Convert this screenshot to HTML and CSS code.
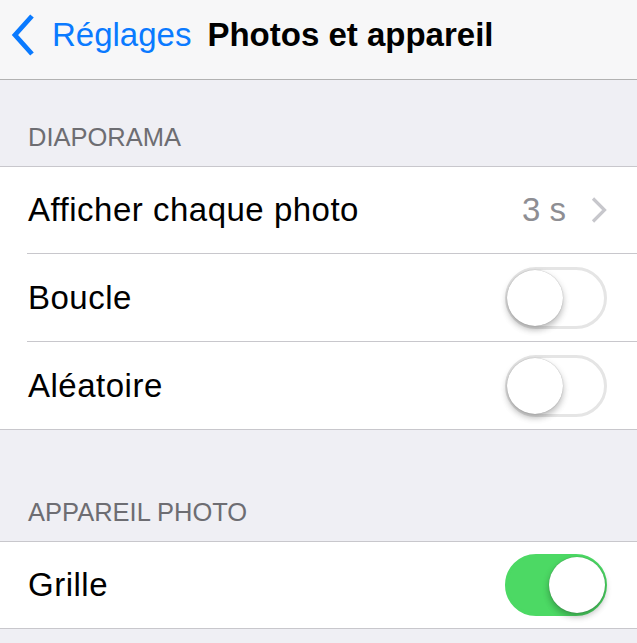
FILE: index.html
```html
<!DOCTYPE html>
<html lang="fr">
<head>
<meta charset="utf-8">
<title>Photos et appareil</title>
<link rel="stylesheet" href="styles.css">
</head>
<body>
  <header class="nav">
    <a class="back">
      <svg class="back-chevron" width="24" height="44" viewBox="0 0 24 44"><path d="M21 3 L4 22 L21 41" fill="none" stroke="#0a7aff" stroke-width="4.8"/></svg>
      <span class="back-label">Réglages</span>
    </a>
    <h1 class="title">Photos et appareil</h1>
  </header>

  <section class="group group-first">
    <h2 class="group-header">DIAPORAMA</h2>
    <ul class="list">
      <li class="row">
        <span class="label">Afficher chaque photo</span>
        <span class="detail">3 s</span>
        <svg class="disclosure" width="16" height="26" viewBox="0 0 16 26"><path d="M2 1.5 L13.5 13 L2 24.5" fill="none" stroke="#c7c7cc" stroke-width="3.2"/></svg>
      </li>
      <li class="row">
        <span class="label">Boucle</span>
        <span class="switch"><span class="knob"></span></span>
      </li>
      <li class="row">
        <span class="label">Aléatoire</span>
        <span class="switch"><span class="knob"></span></span>
      </li>
    </ul>
  </section>

  <section class="group group-second">
    <h2 class="group-header">APPAREIL PHOTO</h2>
    <ul class="list">
      <li class="row">
        <span class="label">Grille</span>
        <span class="switch on"><span class="knob"></span></span>
      </li>
    </ul>
  </section>
</body>
</html>
```

FILE: styles.css
```css
html, body {
  margin: 0;
  padding: 0;
}
body {
  background: #efeff4;
  font-family: "Liberation Sans", Arial, sans-serif;
  color: #000;
  width: 637px;
  height: 643px;
  overflow: hidden;
}
.nav {
  height: 69px;
  padding-bottom: 10px;
  background: #f7f7f8;
  border-bottom: 1px solid #b2b2b2;
  display: flex;
  align-items: center;
  padding-left: 11px;
}
.back {
  display: flex;
  align-items: center;
  color: #0a7aff;
}
.back-chevron {
  display: block;
  margin-right: 17px;
}
.back-label {
  font-size: 33px;
}
.title {
  margin: 0 0 0 16px;
  font-size: 33px;
  font-weight: bold;
}
.group-header {
  margin: 0;
  padding: 0 0 14px 28px;
  font-size: 25.5px;
  line-height: 30px;
  font-weight: normal;
  color: #6d6d72;
}
.group-first .group-header {
  padding-top: 42px;
}
.group-second .group-header {
  padding-top: 67px;
}
.list {
  list-style: none;
  margin: 0;
  padding: 0 0 0 27px;
  background: #fff;
  border-top: 1px solid #c8c7cc;
  border-bottom: 1px solid #c8c7cc;
}
.row {
  height: 87px;
  display: flex;
  align-items: center;
  padding-right: 30px;
  border-top: 1px solid #c8c7cc;
}
.row:first-child {
  height: 86px;
  border-top: none;
}
.label {
  flex: 1;
  font-size: 33px;
  padding-left: 1px;
  letter-spacing: 0.5px;
}
.detail {
  font-size: 33px;
  color: #8e8e93;
  margin-right: 25px;
}
.disclosure {
  display: block;
}
.switch {
  position: relative;
  box-sizing: border-box;
  width: 102px;
  height: 62px;
  border-radius: 31px;
  border: 3px solid #e5e5e5;
  background: #fff;
}
.switch.on {
  background: #4cd964;
  border-color: #4cd964;
}
.knob {
  position: absolute;
  top: 0px;
  left: -1px;
  width: 56px;
  height: 56px;
  border-radius: 50%;
  background: #fff;
  box-shadow: 0 4px 6px rgba(0, 0, 0, 0.22), 0 0 1px rgba(0, 0, 0, 0.35), 0 3px 10px rgba(0, 0, 0, 0.08);
}
.switch.on .knob {
  left: auto;
  right: -1px;
}
```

#####

PROBLEM STATEMENT
Ignore the images and quote every line of the listing exactly.

CORRECT OUTPUT
Convert this screenshot to HTML and CSS code.
FILE: index.html
```html
<!DOCTYPE html>
<html lang="fr">
<head>
<meta charset="utf-8">
<title>Photos et appareil</title>
<link rel="stylesheet" href="styles.css">
</head>
<body>
  <header class="nav">
    <a class="back">
      <svg class="back-chevron" width="24" height="44" viewBox="0 0 24 44"><path d="M21 3 L4 22 L21 41" fill="none" stroke="#0a7aff" stroke-width="4.8"/></svg>
      <span class="back-label">Réglages</span>
    </a>
    <h1 class="title">Photos et appareil</h1>
  </header>

  <section class="group group-first">
    <h2 class="group-header">DIAPORAMA</h2>
    <ul class="list">
      <li class="row">
        <span class="label">Afficher chaque photo</span>
        <span class="detail">3 s</span>
        <svg class="disclosure" width="16" height="26" viewBox="0 0 16 26"><path d="M2 1.5 L13.5 13 L2 24.5" fill="none" stroke="#c7c7cc" stroke-width="3.2"/></svg>
      </li>
      <li class="row">
        <span class="label">Boucle</span>
        <span class="switch"><span class="knob"></span></span>
      </li>
      <li class="row">
        <span class="label">Aléatoire</span>
        <span class="switch"><span class="knob"></span></span>
      </li>
    </ul>
  </section>

  <section class="group group-second">
    <h2 class="group-header">APPAREIL PHOTO</h2>
    <ul class="list">
      <li class="row">
        <span class="label">Grille</span>
        <span class="switch on"><span class="knob"></span></span>
      </li>
    </ul>
  </section>
</body>
</html>
```

FILE: styles.css
```css
html, body {
  margin: 0;
  padding: 0;
}
body {
  background: #efeff4;
  font-family: "Liberation Sans", Arial, sans-serif;
  color: #000;
  width: 637px;
  height: 643px;
  overflow: hidden;
}
.nav {
  height: 69px;
  padding-bottom: 10px;
  background: #f7f7f8;
  border-bottom: 1px solid #b2b2b2;
  display: flex;
  align-items: center;
  padding-left: 11px;
}
.back {
  display: flex;
  align-items: center;
  color: #0a7aff;
}
.back-chevron {
  display: block;
  margin-right: 17px;
}
.back-label {
  font-size: 33px;
}
.title {
  margin: 0 0 0 16px;
  font-size: 33px;
  font-weight: bold;
}
.group-header {
  margin: 0;
  padding: 0 0 14px 28px;
  font-size: 25.5px;
  line-height: 30px;
  font-weight: normal;
  color: #6d6d72;
}
.group-first .group-header {
  padding-top: 42px;
}
.group-second .group-header {
  padding-top: 67px;
}
.list {
  list-style: none;
  margin: 0;
  padding: 0 0 0 27px;
  background: #fff;
  border-top: 1px solid #c8c7cc;
  border-bottom: 1px solid #c8c7cc;
}
.row {
  height: 87px;
  display: flex;
  align-items: center;
  padding-right: 30px;
  border-top: 1px solid #c8c7cc;
}
.row:first-child {
  height: 86px;
  border-top: none;
}
.label {
  flex: 1;
  font-size: 33px;
  padding-left: 1px;
  letter-spacing: 0.5px;
}
.detail {
  font-size: 33px;
  color: #8e8e93;
  margin-right: 25px;
}
.disclosure {
  display: block;
}
.switch {
  position: relative;
  box-sizing: border-box;
  width: 102px;
  height: 62px;
  border-radius: 31px;
  border: 3px solid #e5e5e5;
  background: #fff;
}
.switch.on {
  background: #4cd964;
  border-color: #4cd964;
}
.knob {
  position: absolute;
  top: 0px;
  left: -1px;
  width: 56px;
  height: 56px;
  border-radius: 50%;
  background: #fff;
  box-shadow: 0 4px 6px rgba(0, 0, 0, 0.22), 0 0 1px rgba(0, 0, 0, 0.35), 0 3px 10px rgba(0, 0, 0, 0.08);
}
.switch.on .knob {
  left: auto;
  right: -1px;
}
```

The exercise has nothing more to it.